DAYTON, Ohio (WDTN) – Pfizer and BioNTech have submitted data to the U.S. Food and Drug Administration, and a Miami Valley doctor and parent are weighing in as vaccine authorization for young children gets closer to reality.
Pfizer submitted data from a COVID-19 vaccine trial for children age 5 to 11 to the FDA.
Parent Kassi Kipling is home this week after contracting a breakthrough case of COVID-19, just a few weeks after her two sons had the virus, and her daughter is now on her second quarantine this school year.
“She’ll be first in line to get that vaccine because I’m tired of having to have her quarantined from school,” Kipling said. “She’s in kindergarten and now she’ll have missed close to 15 days of school because of all of this.”

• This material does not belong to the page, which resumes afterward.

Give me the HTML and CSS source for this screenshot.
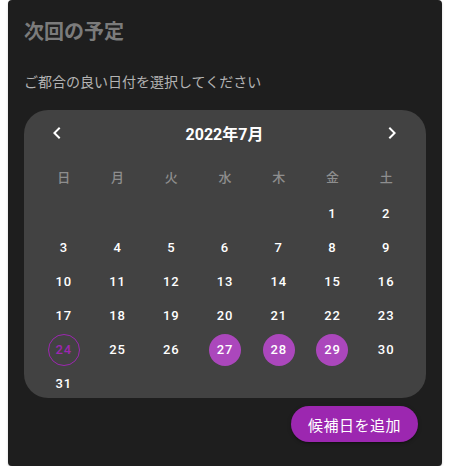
FILE: index.html
```html
<!DOCTYPE html>
<html lang="ja">
<head>
<meta charset="utf-8">
<link rel="stylesheet" href="styles.css">
</head>
<body>
<div class="card">
  <h2 class="title">次回の予定</h2>
  <p class="subtitle">ご都合の良い日付を選択してください</p>
  <div class="calendar">
    <div class="cal-header">
      <button class="nav" aria-label="前の月"><svg viewBox="0 0 24 24" width="24" height="24"><path d="M15.41 7.41 14 6l-6 6 6 6 1.41-1.41L10.83 12z" fill="#fff"/></svg></button>
      <div class="month">2022年7月</div>
      <button class="nav" aria-label="次の月"><svg viewBox="0 0 24 24" width="24" height="24"><path d="M10 6 8.59 7.41 13.17 12l-4.58 4.59L10 18l6-6z" fill="#fff"/></svg></button>
    </div>
    <div class="weekdays">
      <span>日</span><span>月</span><span>火</span><span>水</span><span>木</span><span>金</span><span>土</span>
    </div>
    <div class="days">
      <span class="day empty"></span><span class="day empty"></span><span class="day empty"></span><span class="day empty"></span><span class="day empty"></span>
      <span class="day">1</span><span class="day">2</span>
      <span class="day">3</span><span class="day">4</span><span class="day">5</span><span class="day">6</span><span class="day">7</span><span class="day">8</span><span class="day">9</span>
      <span class="day">10</span><span class="day">11</span><span class="day">12</span><span class="day">13</span><span class="day">14</span><span class="day">15</span><span class="day">16</span>
      <span class="day">17</span><span class="day">18</span><span class="day">19</span><span class="day">20</span><span class="day">21</span><span class="day">22</span><span class="day">23</span>
      <span class="day today">24</span><span class="day">25</span><span class="day">26</span><span class="day selected">27</span><span class="day selected">28</span><span class="day selected">29</span><span class="day">30</span>
      <span class="day">31</span>
    </div>
  </div>
  <div class="actions">
    <button class="add-btn">候補日を追加</button>
  </div>
</div>
</body>
</html>
```

FILE: styles.css
```css
html, body {
  margin: 0;
  padding: 0;
  background: #ffffff;
}
body {
  padding: 0 8px;
  font-family: Roboto, "Noto Sans CJK JP", sans-serif;
}
.card {
  box-sizing: border-box;
  height: 466px;
  background: #1e1e1e;
  border-radius: 4px;
  padding: 15px 16px 0;
  box-shadow: 0 2px 1px -1px rgba(0,0,0,0.2), 0 1px 1px 0 rgba(0,0,0,0.14), 0 1px 3px 0 rgba(0,0,0,0.12);
  overflow: hidden;
}
.title {
  margin: 0;
  font-family: "Noto Sans CJK JP", sans-serif;
  font-size: 20px;
  font-weight: 700;
  line-height: 32px;
  color: #7b7b7b;
}
.subtitle {
  margin: 24px 0 0;
  font-family: "Noto Sans CJK JP", sans-serif;
  font-size: 14px;
  line-height: 20px;
  color: #b4b4b4;
}
.calendar {
  margin-top: 19px;
  height: 288px;
  background: #424242;
  border-radius: 24px;
  overflow: hidden;
}
.cal-header {
  height: 45px;
  display: flex;
  align-items: center;
  justify-content: space-between;
  padding: 0 14px 0 13px;
}
.nav {
  width: 40px;
  height: 40px;
  padding: 0;
  border: 0;
  background: transparent;
  display: flex;
  align-items: center;
  justify-content: center;
}
.nav svg { display: block; }
.month {
  font-family: Roboto, "Noto Sans CJK JP", sans-serif;
  font-size: 16px;
  font-weight: 700;
  color: #ffffff;
}
.weekdays, .days {
  display: grid;
  grid-template-columns: repeat(7, 1fr);
  padding: 0 13px;
}
.weekdays {
  height: 40px;
  margin-top: 1px;
  align-items: center;
  justify-items: center;
  font-family: "Noto Sans CJK JP", sans-serif;
  font-size: 13px;
  font-weight: 500;
  color: #8e8e8e;
}
.days {
  margin-top: 1px;
  grid-auto-rows: 32px;
  row-gap: 2.2px;
  justify-items: center;
}
.day {
  width: 32px;
  height: 32px;
  box-sizing: border-box;
  border-radius: 50%;
  display: flex;
  align-items: center;
  justify-content: center;
  font-size: 13px;
  font-weight: 500;
  letter-spacing: 0.9px;
  color: #ffffff;
}
.day.today {
  border: 1px solid #9c27b0;
  color: #9c27b0;
}
.day.selected {
  background: #ab47bc;
}
.actions {
  display: flex;
  justify-content: flex-end;
  padding-right: 8px;
  margin-top: 8px;
}
.add-btn {
  height: 36px;
  padding: 0 17px;
  border: 0;
  border-radius: 18px;
  background: #9c27b0;
  color: #ffffff;
  font-family: "Noto Sans CJK JP", sans-serif;
  font-size: 15px;
  font-weight: 400;
  letter-spacing: 0.5px;
  box-shadow: 0 3px 1px -2px rgba(0,0,0,0.2), 0 2px 2px 0 rgba(0,0,0,0.14), 0 1px 5px 0 rgba(0,0,0,0.12);
}
```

Kipling said she’s looking forward to the day when her children can get their doses of the vaccine.
“Anything to get us back to a normal life would be greatly appreciated at this point,” Kipling said.
Data from a trial submitted to the FDA Tuesday found the two-shot Pfizer vaccine in a smaller dose produced a robust antibody response in young children.
Doctors said with children’s hospitals filling up, and kids on multiple quarantines, this could make all the difference.
“We are seeing kids sicker now than we have ever seen before. Several of which end up in our intensive care units, so it’s something to be careful about,” Dayton Children’s Chief Medical Officer Dr. Adam Mezoff said. “Knowing that we may be able to protect even better with this vaccine, to me, is a very big step forward.”
Mezoff said the vaccine appears to present mild side effects in children, like a sore arm, headache and fatigue.
“It does seem to be quite safe, it does seem to be quite effective, as well, so both of those are very important,” Mezoff said.
Mezoff said submitting the trial data is an inital step that sets the groundwork to apply for FDA authorization. The vaccine could be authorized for that age group by the end of October.
After hearing these results of the trial, Kipling said she’ll be getting all three of her kids vaccinated, and encourages other parents to do the same.
“Get your vaccine when you’re eligible to,” Kipling said. “I know it can be scary for parents to give their kids something that is new, but at the same time, it’s still going through rigorous reviews.”
Mezoff said Dayton Children’s will be ready to administer the vaccine to this age group as soon as it’s authorized, and they will be providing informaiton to parents through schools and primary care providers.